▸ **SUPPLIED INFORMATION**:
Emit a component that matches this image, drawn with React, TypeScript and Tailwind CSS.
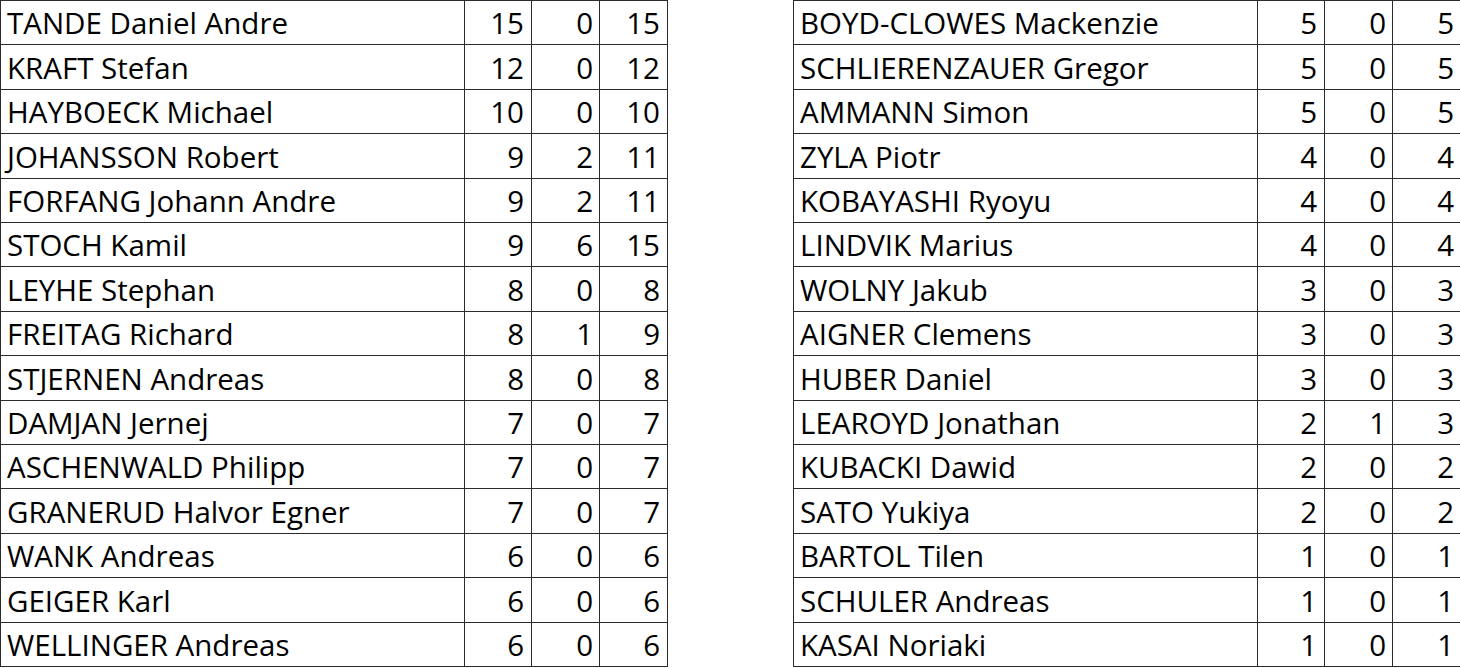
import React from 'react';

type Row = [string, number, number, number];

const leftRows: Row[] = [
  ['TANDE Daniel Andre', 15, 0, 15],
  ['KRAFT Stefan', 12, 0, 12],
  ['HAYBOECK Michael', 10, 0, 10],
  ['JOHANSSON Robert', 9, 2, 11],
  ['FORFANG Johann Andre', 9, 2, 11],
  ['STOCH Kamil', 9, 6, 15],
  ['LEYHE Stephan', 8, 0, 8],
  ['FREITAG Richard', 8, 1, 9],
  ['STJERNEN Andreas', 8, 0, 8],
  ['DAMJAN Jernej', 7, 0, 7],
  ['ASCHENWALD Philipp', 7, 0, 7],
  ['GRANERUD Halvor Egner', 7, 0, 7],
  ['WANK Andreas', 6, 0, 6],
  ['GEIGER Karl', 6, 0, 6],
  ['WELLINGER Andreas', 6, 0, 6],
];

const rightRows: Row[] = [
  ['BOYD-CLOWES Mackenzie', 5, 0, 5],
  ['SCHLIERENZAUER Gregor', 5, 0, 5],
  ['AMMANN Simon', 5, 0, 5],
  ['ZYLA Piotr', 4, 0, 4],
  ['KOBAYASHI Ryoyu', 4, 0, 4],
  ['LINDVIK Marius', 4, 0, 4],
  ['WOLNY Jakub', 3, 0, 3],
  ['AIGNER Clemens', 3, 0, 3],
  ['HUBER Daniel', 3, 0, 3],
  ['LEAROYD Jonathan', 2, 1, 3],
  ['KUBACKI Dawid', 2, 0, 2],
  ['SATO Yukiya', 2, 0, 2],
  ['BARTOL Tilen', 1, 0, 1],
  ['SCHULER Andreas', 1, 0, 1],
  ['KASAI Noriaki', 1, 0, 1],
];

const cell = 'flex items-center pt-[1px] border-r border-b border-[#2a2a2a] whitespace-nowrap';

const ScoreTable: React.FC<{ rows: Row[]; cols: string }> = ({ rows, cols }) => (
  <div className={`grid ${cols} grid-rows-[repeat(15,minmax(0,1fr))] h-[667px] border-l border-t border-[#2a2a2a]`}>
    {rows.map(([name, a, b, c]) => (
      <React.Fragment key={name}>
        <div className={`${cell} pl-[6px]`}>{name}</div>
        <div className={`${cell} justify-end pr-[7px]`}>{a}</div>
        <div className={`${cell} justify-end pr-[6px]`}>{b}</div>
        <div className={`${cell} justify-end pr-[7px]`}>{c}</div>
      </React.Fragment>
    ))}
  </div>
);

export default function App() {
  return (
    <div className="w-[1460px] h-[668px] bg-white text-black flex items-start text-[29.5px] leading-none font-['Open_Sans',sans-serif]">
      <ScoreTable rows={leftRows} cols="grid-cols-[464px_67px_68px_68px]" />
      <div className="w-[125px] shrink-0" />
      <ScoreTable rows={rightRows} cols="grid-cols-[464px_67px_68px_69px]" />
    </div>
  );
}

▸ **WHAT YOU WILL DO**: List all lines holding the string "React".

▸ **THE COMPLETED TASK**:
Emit a component that matches this image, drawn with React, TypeScript and Tailwind CSS.
import React from 'react';
const ScoreTable: React.FC<{ rows: Row[]; cols: string }> = ({ rows, cols }) => (
      <React.Fragment key={name}>
      </React.Fragment>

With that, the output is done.